Stated exercise: Quote the whole listing exactly. Leave the pictures out of your copy.

▼

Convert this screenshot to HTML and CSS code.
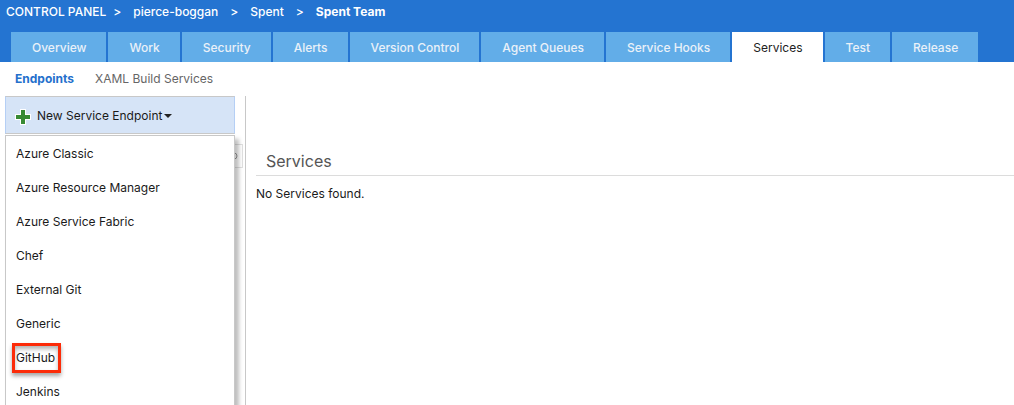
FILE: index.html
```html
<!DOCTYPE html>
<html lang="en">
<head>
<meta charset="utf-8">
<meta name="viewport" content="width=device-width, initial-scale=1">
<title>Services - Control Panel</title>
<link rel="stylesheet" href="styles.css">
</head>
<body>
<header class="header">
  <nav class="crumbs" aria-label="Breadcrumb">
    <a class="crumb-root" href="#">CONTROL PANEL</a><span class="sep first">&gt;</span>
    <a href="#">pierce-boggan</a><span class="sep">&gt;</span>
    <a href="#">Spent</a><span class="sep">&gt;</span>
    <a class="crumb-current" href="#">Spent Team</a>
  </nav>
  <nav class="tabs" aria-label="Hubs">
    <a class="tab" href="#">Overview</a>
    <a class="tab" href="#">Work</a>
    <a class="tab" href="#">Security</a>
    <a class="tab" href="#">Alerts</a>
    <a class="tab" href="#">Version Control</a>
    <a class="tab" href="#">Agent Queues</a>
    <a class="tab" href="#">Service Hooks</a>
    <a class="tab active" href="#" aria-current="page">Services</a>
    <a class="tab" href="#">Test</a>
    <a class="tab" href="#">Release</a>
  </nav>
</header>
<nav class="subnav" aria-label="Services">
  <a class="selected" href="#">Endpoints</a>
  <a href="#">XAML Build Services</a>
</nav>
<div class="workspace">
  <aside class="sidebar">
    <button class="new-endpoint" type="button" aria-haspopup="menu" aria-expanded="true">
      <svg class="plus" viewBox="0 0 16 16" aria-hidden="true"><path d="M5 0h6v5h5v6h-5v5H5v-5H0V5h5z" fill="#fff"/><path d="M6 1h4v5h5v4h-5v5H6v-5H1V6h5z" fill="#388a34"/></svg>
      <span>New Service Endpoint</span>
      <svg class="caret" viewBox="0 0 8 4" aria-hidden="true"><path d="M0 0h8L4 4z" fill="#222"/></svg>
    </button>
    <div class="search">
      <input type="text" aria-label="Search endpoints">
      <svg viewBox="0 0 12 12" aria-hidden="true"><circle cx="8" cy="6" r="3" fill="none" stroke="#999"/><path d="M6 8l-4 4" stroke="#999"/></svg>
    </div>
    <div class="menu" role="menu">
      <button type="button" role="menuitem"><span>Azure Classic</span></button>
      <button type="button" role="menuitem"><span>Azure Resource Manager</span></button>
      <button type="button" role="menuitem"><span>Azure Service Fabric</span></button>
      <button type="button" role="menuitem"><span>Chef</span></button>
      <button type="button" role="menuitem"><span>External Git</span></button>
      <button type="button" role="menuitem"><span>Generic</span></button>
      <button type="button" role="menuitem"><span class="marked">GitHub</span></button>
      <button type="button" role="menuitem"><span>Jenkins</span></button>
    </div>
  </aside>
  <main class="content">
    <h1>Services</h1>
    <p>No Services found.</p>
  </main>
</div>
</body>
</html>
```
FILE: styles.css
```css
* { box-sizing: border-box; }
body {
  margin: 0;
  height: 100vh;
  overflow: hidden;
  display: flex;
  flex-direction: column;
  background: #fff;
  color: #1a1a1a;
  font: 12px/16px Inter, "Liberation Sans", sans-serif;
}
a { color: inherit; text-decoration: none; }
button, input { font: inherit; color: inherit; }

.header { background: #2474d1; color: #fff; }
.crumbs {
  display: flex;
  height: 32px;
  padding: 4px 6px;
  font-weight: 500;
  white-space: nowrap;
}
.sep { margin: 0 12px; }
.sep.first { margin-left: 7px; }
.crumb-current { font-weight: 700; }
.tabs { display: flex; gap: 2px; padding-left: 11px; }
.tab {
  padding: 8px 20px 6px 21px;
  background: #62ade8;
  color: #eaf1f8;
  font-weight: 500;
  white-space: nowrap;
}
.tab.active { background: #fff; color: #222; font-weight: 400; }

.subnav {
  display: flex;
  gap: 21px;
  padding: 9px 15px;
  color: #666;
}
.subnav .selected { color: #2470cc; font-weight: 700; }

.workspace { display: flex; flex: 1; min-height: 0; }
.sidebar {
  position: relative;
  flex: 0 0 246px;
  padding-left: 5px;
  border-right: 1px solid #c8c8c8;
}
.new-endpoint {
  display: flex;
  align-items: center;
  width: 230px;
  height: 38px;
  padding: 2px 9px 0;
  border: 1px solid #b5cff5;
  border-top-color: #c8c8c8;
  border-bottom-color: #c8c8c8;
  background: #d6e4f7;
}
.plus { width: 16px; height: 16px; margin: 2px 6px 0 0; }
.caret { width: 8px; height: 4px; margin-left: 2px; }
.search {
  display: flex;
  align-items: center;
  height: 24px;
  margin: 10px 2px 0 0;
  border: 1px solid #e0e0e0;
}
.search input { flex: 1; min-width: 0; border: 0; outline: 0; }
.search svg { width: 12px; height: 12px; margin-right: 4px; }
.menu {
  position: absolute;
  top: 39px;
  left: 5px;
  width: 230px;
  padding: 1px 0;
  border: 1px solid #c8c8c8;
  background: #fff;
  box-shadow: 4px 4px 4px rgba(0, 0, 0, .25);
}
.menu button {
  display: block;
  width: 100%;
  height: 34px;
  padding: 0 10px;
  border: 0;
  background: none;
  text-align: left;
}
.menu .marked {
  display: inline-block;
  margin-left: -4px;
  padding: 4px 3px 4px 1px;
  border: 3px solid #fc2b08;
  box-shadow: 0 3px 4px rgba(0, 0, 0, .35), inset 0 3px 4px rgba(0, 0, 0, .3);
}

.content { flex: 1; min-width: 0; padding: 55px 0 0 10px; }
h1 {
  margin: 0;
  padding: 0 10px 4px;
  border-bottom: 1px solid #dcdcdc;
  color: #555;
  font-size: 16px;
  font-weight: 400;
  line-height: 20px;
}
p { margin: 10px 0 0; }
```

▲

Response to this exercise:
Convert this screenshot to HTML and CSS code.
FILE: index.html
```html
<!DOCTYPE html>
<html lang="en">
<head>
<meta charset="utf-8">
<meta name="viewport" content="width=device-width, initial-scale=1">
<title>Services - Control Panel</title>
<link rel="stylesheet" href="styles.css">
</head>
<body>
<header class="header">
  <nav class="crumbs" aria-label="Breadcrumb">
    <a class="crumb-root" href="#">CONTROL PANEL</a><span class="sep first">&gt;</span>
    <a href="#">pierce-boggan</a><span class="sep">&gt;</span>
    <a href="#">Spent</a><span class="sep">&gt;</span>
    <a class="crumb-current" href="#">Spent Team</a>
  </nav>
  <nav class="tabs" aria-label="Hubs">
    <a class="tab" href="#">Overview</a>
    <a class="tab" href="#">Work</a>
    <a class="tab" href="#">Security</a>
    <a class="tab" href="#">Alerts</a>
    <a class="tab" href="#">Version Control</a>
    <a class="tab" href="#">Agent Queues</a>
    <a class="tab" href="#">Service Hooks</a>
    <a class="tab active" href="#" aria-current="page">Services</a>
    <a class="tab" href="#">Test</a>
    <a class="tab" href="#">Release</a>
  </nav>
</header>
<nav class="subnav" aria-label="Services">
  <a class="selected" href="#">Endpoints</a>
  <a href="#">XAML Build Services</a>
</nav>
<div class="workspace">
  <aside class="sidebar">
    <button class="new-endpoint" type="button" aria-haspopup="menu" aria-expanded="true">
      <svg class="plus" viewBox="0 0 16 16" aria-hidden="true"><path d="M5 0h6v5h5v6h-5v5H5v-5H0V5h5z" fill="#fff"/><path d="M6 1h4v5h5v4h-5v5H6v-5H1V6h5z" fill="#388a34"/></svg>
      <span>New Service Endpoint</span>
      <svg class="caret" viewBox="0 0 8 4" aria-hidden="true"><path d="M0 0h8L4 4z" fill="#222"/></svg>
    </button>
    <div class="search">
      <input type="text" aria-label="Search endpoints">
      <svg viewBox="0 0 12 12" aria-hidden="true"><circle cx="8" cy="6" r="3" fill="none" stroke="#999"/><path d="M6 8l-4 4" stroke="#999"/></svg>
    </div>
    <div class="menu" role="menu">
      <button type="button" role="menuitem"><span>Azure Classic</span></button>
      <button type="button" role="menuitem"><span>Azure Resource Manager</span></button>
      <button type="button" role="menuitem"><span>Azure Service Fabric</span></button>
      <button type="button" role="menuitem"><span>Chef</span></button>
      <button type="button" role="menuitem"><span>External Git</span></button>
      <button type="button" role="menuitem"><span>Generic</span></button>
      <button type="button" role="menuitem"><span class="marked">GitHub</span></button>
      <button type="button" role="menuitem"><span>Jenkins</span></button>
    </div>
  </aside>
  <main class="content">
    <h1>Services</h1>
    <p>No Services found.</p>
  </main>
</div>
</body>
</html>
```
FILE: styles.css
```css
* { box-sizing: border-box; }
body {
  margin: 0;
  height: 100vh;
  overflow: hidden;
  display: flex;
  flex-direction: column;
  background: #fff;
  color: #1a1a1a;
  font: 12px/16px Inter, "Liberation Sans", sans-serif;
}
a { color: inherit; text-decoration: none; }
button, input { font: inherit; color: inherit; }

.header { background: #2474d1; color: #fff; }
.crumbs {
  display: flex;
  height: 32px;
  padding: 4px 6px;
  font-weight: 500;
  white-space: nowrap;
}
.sep { margin: 0 12px; }
.sep.first { margin-left: 7px; }
.crumb-current { font-weight: 700; }
.tabs { display: flex; gap: 2px; padding-left: 11px; }
.tab {
  padding: 8px 20px 6px 21px;
  background: #62ade8;
  color: #eaf1f8;
  font-weight: 500;
  white-space: nowrap;
}
.tab.active { background: #fff; color: #222; font-weight: 400; }

.subnav {
  display: flex;
  gap: 21px;
  padding: 9px 15px;
  color: #666;
}
.subnav .selected { color: #2470cc; font-weight: 700; }

.workspace { display: flex; flex: 1; min-height: 0; }
.sidebar {
  position: relative;
  flex: 0 0 246px;
  padding-left: 5px;
  border-right: 1px solid #c8c8c8;
}
.new-endpoint {
  display: flex;
  align-items: center;
  width: 230px;
  height: 38px;
  padding: 2px 9px 0;
  border: 1px solid #b5cff5;
  border-top-color: #c8c8c8;
  border-bottom-color: #c8c8c8;
  background: #d6e4f7;
}
.plus { width: 16px; height: 16px; margin: 2px 6px 0 0; }
.caret { width: 8px; height: 4px; margin-left: 2px; }
.search {
  display: flex;
  align-items: center;
  height: 24px;
  margin: 10px 2px 0 0;
  border: 1px solid #e0e0e0;
}
.search input { flex: 1; min-width: 0; border: 0; outline: 0; }
.search svg { width: 12px; height: 12px; margin-right: 4px; }
.menu {
  position: absolute;
  top: 39px;
  left: 5px;
  width: 230px;
  padding: 1px 0;
  border: 1px solid #c8c8c8;
  background: #fff;
  box-shadow: 4px 4px 4px rgba(0, 0, 0, .25);
}
.menu button {
  display: block;
  width: 100%;
  height: 34px;
  padding: 0 10px;
  border: 0;
  background: none;
  text-align: left;
}
.menu .marked {
  display: inline-block;
  margin-left: -4px;
  padding: 4px 3px 4px 1px;
  border: 3px solid #fc2b08;
  box-shadow: 0 3px 4px rgba(0, 0, 0, .35), inset 0 3px 4px rgba(0, 0, 0, .3);
}

.content { flex: 1; min-width: 0; padding: 55px 0 0 10px; }
h1 {
  margin: 0;
  padding: 0 10px 4px;
  border-bottom: 1px solid #dcdcdc;
  color: #555;
  font-size: 16px;
  font-weight: 400;
  line-height: 20px;
}
p { margin: 10px 0 0; }
```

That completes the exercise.